Crusade of Ukrainian Documentaries

The Friday before last, against the background of just another fair, a quiet premiere of director Yury Tereshchenko and script writer cum film critic Serhiy Trymbach’s film, The Eternal Cross took place at the Kyiv Cinematographers’ House. Those familiar with renowned Ukrainian film director Leonid Osyka’s creative work will easily find in the film’s name an allusion to his 1968 film, The Stone Cross, which was last shown to the public two years ago at the Molodist [Youth] film festival’s opening ceremony. However, this is no coincidence. The Eternal Cross consists of three documentaries shot at different times, united by the creative work of the great film director who has passed a year ago. Three love stories in the most elevated meaning of this word — love through tears and despair, when you feel unbearably bad.
The first story, “The Seven Tears,” was shot by Osyka himself in 1992 at a children’s cemetery. Seven years after Chornobyl — this speaks volumes. The dramatic quality of the material itself is so shocking that one cannot immediately start pondering over its artistic realization. Meanwhile, the author succeeded in delicately showing human grief from the point of view of not an outside observer trying to shoot reportage but a parent like his heroes. The death of an adult is a tragedy, while child’s death is a catastrophe. The authors demonstrated this to the spectators, drawing this sad formula in course of the film. As long as such cemeteries exist, this pain will exist, too.
Another story portrays widow of actor P. Masokha who took part in one of the best films in Ukraine and the world, Dovzhenko’s Earth. Her husband is dead, and thirteen years after his death she is weeping at his grave, aged and forgotten by all, “Take me with you!” The third story, which gave the name for the whole film, narrates about two young women, or “balsam-carrying women”, as the authors of the Eternal Cross called them. First one is Svitlana Kniazeva, Leonid Osyka’s widow, an actress who is raising her twin kids. Another is Kateryna, wife of Borys Brondukov, who, let us recall, played the main part in the Stone Cross and now is affected with both physical and emotional paralysis. Two confessions, two stories of the women who are unhappy and at the same time self-sufficient in their love.

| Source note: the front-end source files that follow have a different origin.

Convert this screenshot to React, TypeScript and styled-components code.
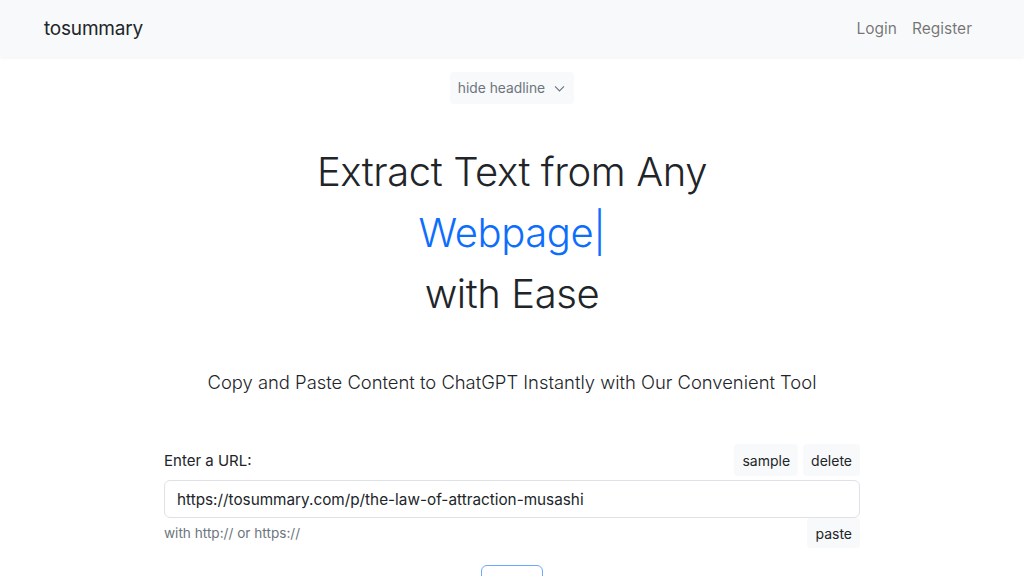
import React, { useState } from 'react';
import styled, { createGlobalStyle } from 'styled-components';

const GlobalStyle = createGlobalStyle`
  * { box-sizing: border-box; }
  body {
    margin: 0;
    font-family: Inter, "Noto Sans", sans-serif;
    color: #212529;
    background: #fff;
  }
`;

const Navbar = styled.nav`
  height: 57px;
  background-color: #f8f9fa;
  box-shadow: 0 1px 3px rgba(0, 0, 0, 0.06);
  display: flex;
  align-items: center;
  justify-content: space-between;
  padding: 0 44px;
`;

const Brand = styled.a`
  font-size: 19px;
  color: #212529;
  text-decoration: none;
  letter-spacing: -0.2px;
`;

const NavLinks = styled.div`
  display: flex;
  gap: 15px;
  margin-right: 8px;
`;

const NavLink = styled.a`
  font-size: 15.5px;
  color: rgba(0, 0, 0, 0.55);
  text-decoration: none;
`;

const Main = styled.main`
  display: flex;
  flex-direction: column;
  align-items: center;
`;

const ToggleButton = styled.button`
  margin-top: 15px;
  height: 32px;
  padding: 0 8px;
  border: none;
  border-radius: 4px;
  background-color: #f8f9fa;
  color: #6c757d;
  font-family: inherit;
  font-size: 13.8px;
  display: flex;
  align-items: center;
  gap: 8px;
  cursor: pointer;
`;

const Headline = styled.h1`
  margin: 37px 0 0;
  font-size: 40px;
  font-weight: 300;
  line-height: 61px;
  text-align: center;
  letter-spacing: -0.4px;
`;

const Typed = styled.span`
  color: #0d6efd;
`;

const Subtitle = styled.p`
  margin: 43px 0 0;
  font-size: 18.4px;
  font-weight: 300;
  line-height: 30px;
  text-align: center;
`;

const Form = styled.form`
  width: 696px;
  margin-top: 47px;
`;

const Row = styled.div`
  display: flex;
  align-items: center;
  justify-content: space-between;
`;

const Label = styled.label`
  font-size: 15px;
`;

const Actions = styled.div`
  display: flex;
  gap: 5px;
`;

const SmallButton = styled.button<{ $h?: number }>`
  height: ${(p) => p.$h ?? 32}px;
  padding: 0 8px;
  border: none;
  border-radius: 4px;
  background-color: #f8f9fa;
  color: #212529;
  font-family: inherit;
  font-size: 14px;
  cursor: pointer;
`;

const UrlInput = styled.input`
  display: block;
  width: 100%;
  height: 38px;
  margin-top: 4px;
  padding: 0 12px;
  border: 1px solid #dee2e6;
  border-radius: 6px;
  font-family: inherit;
  font-size: 15.3px;
  color: #212529;
  outline: none;
`;

const Help = styled.span`
  font-size: 13.6px;
  color: #6c757d;
`;

const SubmitRow = styled.div`
  display: flex;
  justify-content: center;
  margin-top: 17px;
`;

const SubmitButton = styled.button`
  width: 62px;
  height: 38px;
  border: 1px solid #6ea8fe;
  border-radius: 6px;
  background: #fff;
  color: #0d6efd;
  font-family: inherit;
  font-size: 16px;
`;

const Chevron = () => (
  <svg width="13" height="13" viewBox="0 0 16 16" fill="none" stroke="currentColor" strokeWidth="1.4">
    <path d="M2.5 5.5 8 11l5.5-5.5" />
  </svg>
);

export default function App() {
  const [url, setUrl] = useState('https://tosummary.com/p/the-law-of-attraction-musashi');

  return (
    <>
      <GlobalStyle />
      <Navbar>
        <Brand href="#">tosummary</Brand>
        <NavLinks>
          <NavLink href="#">Login</NavLink>
          <NavLink href="#">Register</NavLink>
        </NavLinks>
      </Navbar>
      <Main>
        <ToggleButton type="button">
          hide headline <Chevron />
        </ToggleButton>
        <Headline>
          Extract Text from Any
          <br />
          <Typed>Webpage|</Typed>
          <br />
          with Ease
        </Headline>
        <Subtitle>Copy and Paste Content to ChatGPT Instantly with Our Convenient Tool</Subtitle>
        <Form onSubmit={(e) => e.preventDefault()}>
          <Row>
            <Label htmlFor="url">Enter a URL:</Label>
            <Actions>
              <SmallButton type="button">sample</SmallButton>
              <SmallButton type="button" onClick={() => setUrl('')}>delete</SmallButton>
            </Actions>
          </Row>
          <UrlInput id="url" value={url} onChange={(e) => setUrl(e.target.value)} />
          <Row>
            <Help>with http:// or https://</Help>
            <SmallButton type="button" $h={30}>paste</SmallButton>
          </Row>
          <SubmitRow>
            <SubmitButton type="submit">Go</SubmitButton>
          </SubmitRow>
        </Form>
      </Main>
    </>
  );
}
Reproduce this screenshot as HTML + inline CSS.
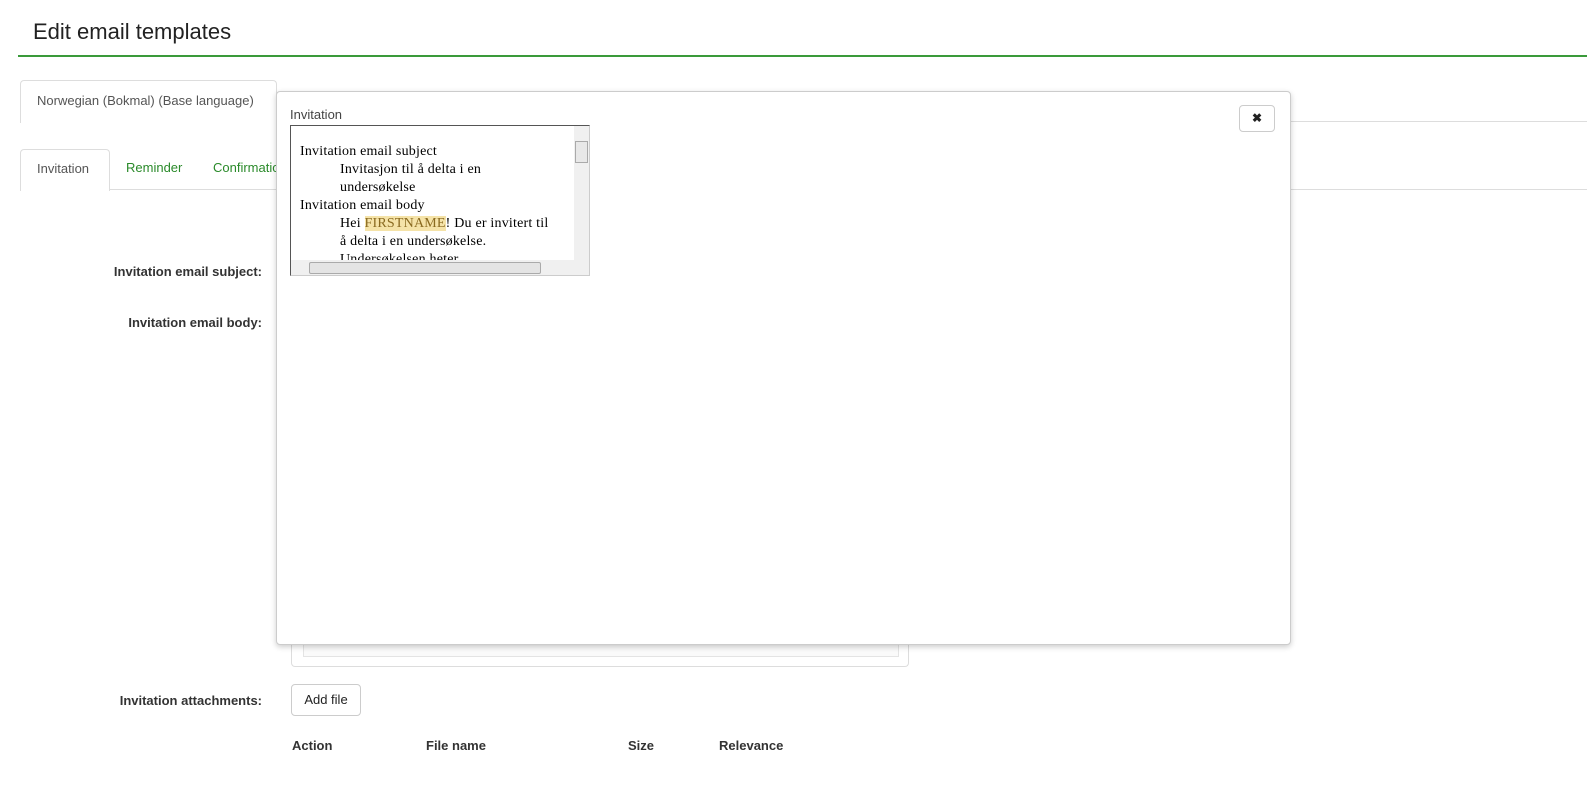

The brilliant score for the film was composed by A. Huba, filling its dramatic in itself plot with strong poetical energy, which left no one in the audience indifferent. The Cinematographers’ House did not see such enduring ovations for a long time. The fact that the documentary was shot on filmstrip, being a rare exception for the Ukrainian filmmaking industry in the last years, also deserves ovation. “Documentary art on film was dying in Ukraine,” Mr. Trymbach stressed. Even if this single film doesn’t mean its revival, we regained our slightly forgotten pride for Ukrainian documentaries in part and cinema in general. The only complaint is that the Eternal Cross will not be shown on television. “The television has changed,” the film’s authors explain.